L’étranger qui n’a point d’amis, conséquemment de société réglée, marche au hasard au milieu de six cents mille ames qui ne s’occupent que de leurs affaires & de leurs plaisirs : il peut tomber le même jour dans la passable, la mauvaise, la détestable compagnie ; rien ne lui aura appris à les distinguer, & du fond de son hôtel garni il ne pourra deviner mille choses qui abusent au premier aspect, mais qu’il faut considérer avec attention pour les reconnoître sous leur véritable point de vue. S’il est trois jours sans sortir, on le croira parti ; on ne songera plus à lui, l’ennui le saisira, & il maudira la capitale.

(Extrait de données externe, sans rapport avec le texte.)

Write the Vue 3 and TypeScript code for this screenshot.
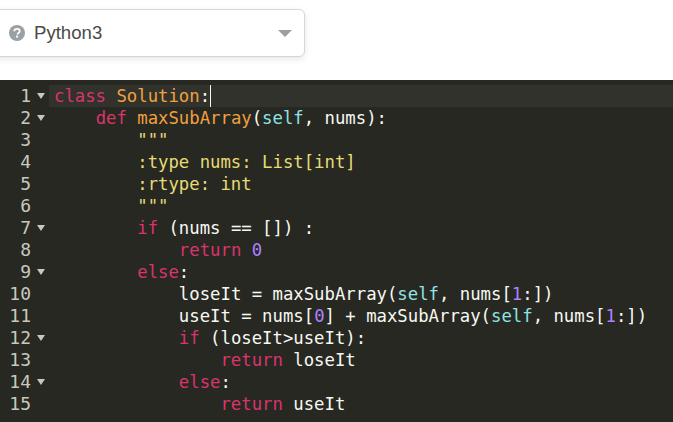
<script setup lang="ts">
type Tok = [string, string?];
const lines: { tokens: Tok[]; fold?: boolean }[] = [
  { fold: true, tokens: [['class', 'k'], [' '], ['Solution', 'f'], [':', 'p']] },
  { fold: true, tokens: [['    '], ['def', 'k'], [' '], ['maxSubArray', 'f'], ['(', 'p'], ['self', 'c'], [', nums):', 'p']] },
  { tokens: [['        '], ['"""', 's']] },
  { tokens: [['        '], [':type nums: List[int]', 's']] },
  { tokens: [['        '], [':rtype: int', 's']] },
  { tokens: [['        '], ['"""', 's']] },
  { fold: true, tokens: [['        '], ['if', 'k'], [' (nums == []) :', 'p']] },
  { tokens: [['            '], ['return', 'k'], [' '], ['0', 'n']] },
  { fold: true, tokens: [['        '], ['else', 'k'], [':', 'p']] },
  { tokens: [['            '], ['loseIt = maxSubArray(', 'p'], ['self', 'c'], [', nums[', 'p'], ['1', 'n'], [':])', 'p']] },
  { tokens: [['            '], ['useIt = nums[', 'p'], ['0', 'n'], ['] + maxSubArray(', 'p'], ['self', 'c'], [', nums[', 'p'], ['1', 'n'], [':])', 'p']] },
  { fold: true, tokens: [['            '], ['if', 'k'], [' (loseIt>useIt):', 'p']] },
  { tokens: [['                '], ['return', 'k'], [' loseIt', 'p']] },
  { fold: true, tokens: [['            '], ['else', 'k'], [':', 'p']] },
  { tokens: [['                '], ['return', 'k'], [' useIt', 'p']] },
];
</script>

<template>
  <div class="page">
    <div class="top">
      <div class="select">
        <svg class="help" width="16" height="16" viewBox="0 0 16 16">
          <circle cx="8" cy="8" r="8" fill="#9aa0a3" />
          <path d="M5.3 6.2C5.4 4.7 6.5 3.9 8 3.9c1.6 0 2.7.9 2.7 2.2 0 1-.5 1.5-1.3 2-.7.4-.9.7-.9 1.4" fill="none" stroke="#fff" stroke-width="1.8" />
          <rect x="7.1" y="10.6" width="2" height="2" fill="#fff" />
        </svg>
        <span class="label">Python3</span>
        <span class="caret"></span>
      </div>
    </div>
    <div class="editor">
      <div v-for="(line, i) in lines" :key="i" class="row" :class="{ first: i === 0 }">
        <div class="gutter">
          <span class="num">{{ i + 1 }}</span>
          <span class="fold"><i v-if="line.fold"></i></span>
        </div>
        <div class="code">
          <span v-for="(t, j) in line.tokens" :key="j" :class="t[1]">{{ t[0] }}</span>
          <span v-if="i === 0" class="cursor"></span>
        </div>
      </div>
    </div>
  </div>
</template>

<style>
html, body { margin: 0; background: #fff; overflow: hidden; }
</style>

<style scoped>
.page { width: 673px; height: 422px; overflow: hidden; display: flex; flex-direction: column; }
.top { height: 80px; box-sizing: border-box; padding-top: 9px; background: #fff; }
.select {
  width: 315px; height: 48px; margin-left: -10px; box-sizing: border-box;
  border: 1px solid #d4d6d8; border-radius: 6px; background: #fff;
  box-shadow: 0 2px 6px rgba(0,0,0,.1);
  display: flex; align-items: center; padding: 0 12px 0 18px;
  color: #4a4a4a;
}
.label { margin-left: 9px; font-family: "Liberation Sans", sans-serif; font-size: 18.6px; flex: 1; margin-top: -1px; }
.caret { width: 0; height: 0; border-left: 7px solid transparent; border-right: 7px solid transparent; border-top: 7px solid #9e9e9e; }
.editor { flex: 1; background: #272822; padding-top: 5px; font-family: "DejaVu Sans Mono", monospace; font-size: 17.3px; color: #f8f8f2; }
.row { height: 22px; line-height: 22px; display: flex; white-space: pre; }
.gutter { width: 49px; flex: none; display: flex; justify-content: flex-end; color: #c8c8bf; font-size: 18px; }
.num { text-align: right; }
.fold { width: 18px; display: flex; align-items: center; justify-content: center; }
.fold i { width: 0; height: 0; border-left: 4px solid transparent; border-right: 4px solid transparent; border-top: 6px solid #c8c8bf; margin-left: 2px; }
.code { padding-left: 5px; flex: 1; display: flex; }
.first .code { background: #31322c; }
.k { color: #d9346c; }
.f { color: #f0a040; }
.c { color: #8fe3e3; }
.s { color: #e6db74; }
.n { color: #ae81ff; }
.p { color: #f8f8f2; }
.cursor { width: 1px; height: 22px; background: #f8f8f0; }
</style>
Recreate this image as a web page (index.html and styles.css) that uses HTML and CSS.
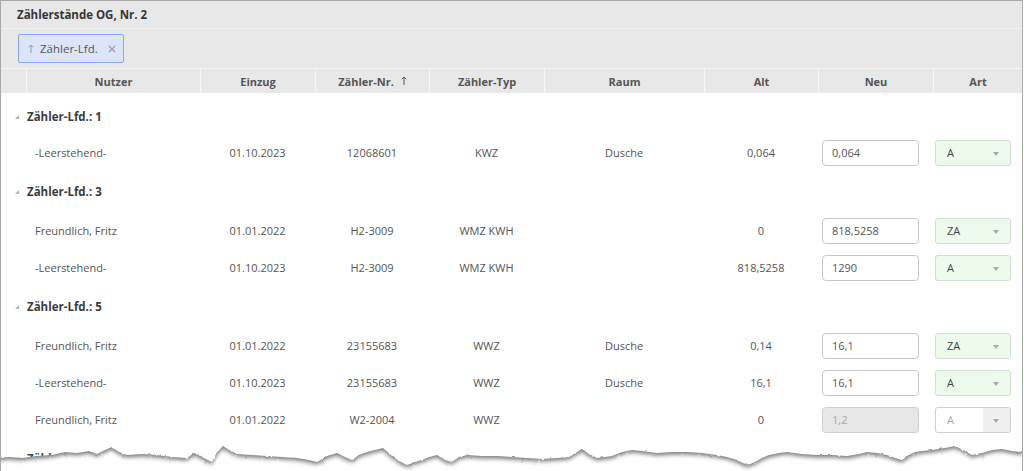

Il doit donc se ménager des connoissances dans toutes les classes, parce que dans ce tourbillon, celui qu’on tient le matin vous échappe le soir ; on court sans se trouver ; & si l’on ne s’environne pas d’une compagnie fidele, on risque d’être seul. Chacun fond sous vos yeux, en vous donnant la main, court à ses parties de plaisir ; les voilà invisibles jusqu’à ce que le hasard vous les fasse rencontrer.

Les étrangers peuvent donc fort bien peindre les spectacles, les promenades, les mœurs publiques, tout ce qui est vivant, tout ce qui est visible à tous les regards ; mais quand ils voudront parler de l’intérieur des maisons, de la vie privée des hommes opulens, du caractere des hommes en place, des nuances particulieres, ils en imposeront à leurs concitoyens.

Un nom fameux est la meilleure lettre de recommandation qu’on puisse avoir : alors les hautes classes sont curieuses de voir & d’examiner l’homme qui le porte ; il peut établir une liaison noblement familiere, assidue & libre de toute gêne ; & dans tout ce qu’on lui dit, il pourra deviner ce qu’on ne lui dit pas ; car l’homme qui pense, s’instruit sur-tout par ce qu’on lui tait.

De misérables chaumieres en boue & en charpente sont, à l’extrêmité des fauxbourgs, les avenues de la capitale. L’étranger croit qu’on l’abuse, ou est tenté de retourner sur ses pas, quand on lui dit, voilà Paris.